St Augustine, a fourth century bishop in northern Africa, said:  “Pray as if everything depends on God, work as if everything depends on you.”[3]   The eleven disciples seemingly anticipated Augustine’s approach—putting themselves in God’s hands through prayer; then doing the “work” of casting lots.

The result was that Matthias was chosen to assume the position of 12th disciple, restoring the “apostolic strike force” to full strength.

And once Matthias was elected—he was never heard from again, at least in the pages of the holy scriptures!

It’s as if Matthias’s only job was to “be there,” to be chosen, to transform the eleven survivors of Good Friday….into the Twelve missionary-witnesses to the Resurrection.   That was enough!

If that seems a little anticlimactic to you, just remember that the Book of Acts itself concludes its 28 chapters in sort of an inconclusive manner.    As books go, Acts is something of a cliff-hanger…

….and I think that’s exactly what the Holy Spirit intended! Some books aren’t supposed to tie up all the loose ends.

God, you see, is still writing the ending to the Acts of the Apostles through the likes of you and me, latter-day successors to the apostles, whom God is still calling and sending forth as witnesses to the Resurrection, people who point unceasingly toward God’s promised future in Christ.

As God crafts the conclusion to God’s great story, we take our places, play our parts, in ways that may wind up seeming as obscure as the rest of the story of St Matthias, the blessed replacement.

And that’s OK.  It is enough, more than enough, simply to be swept into this Story of how God is making all things new in Jesus Christ.

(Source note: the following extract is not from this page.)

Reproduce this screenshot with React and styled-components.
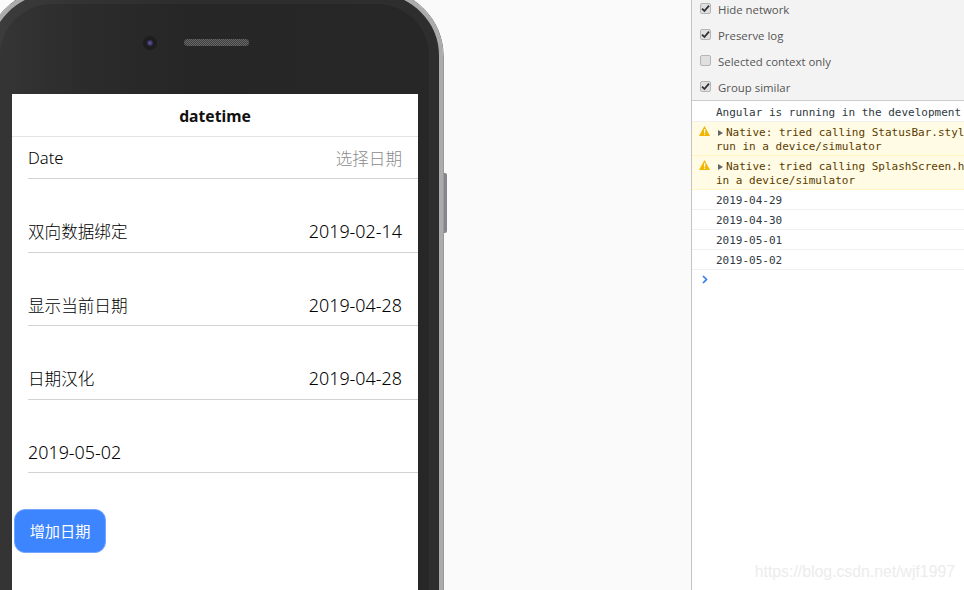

It is enough that we get to repeat and stake our whole lives on  the greatest “lines” in our episode of God’s Mission Imaginable:   Christ has died.   Christ is risen.   Christ will come again!

Amen.



[1] Richard Jensen, Working Preacher (2009), accessed April 5, 2015 at https://www.workingpreacher.org/preaching.aspx?commentary_id=315
[2] Pastor Paul Rohde, campus pastor at Augustana College in Sioux Falls, said this in a sermon I heard several years ago.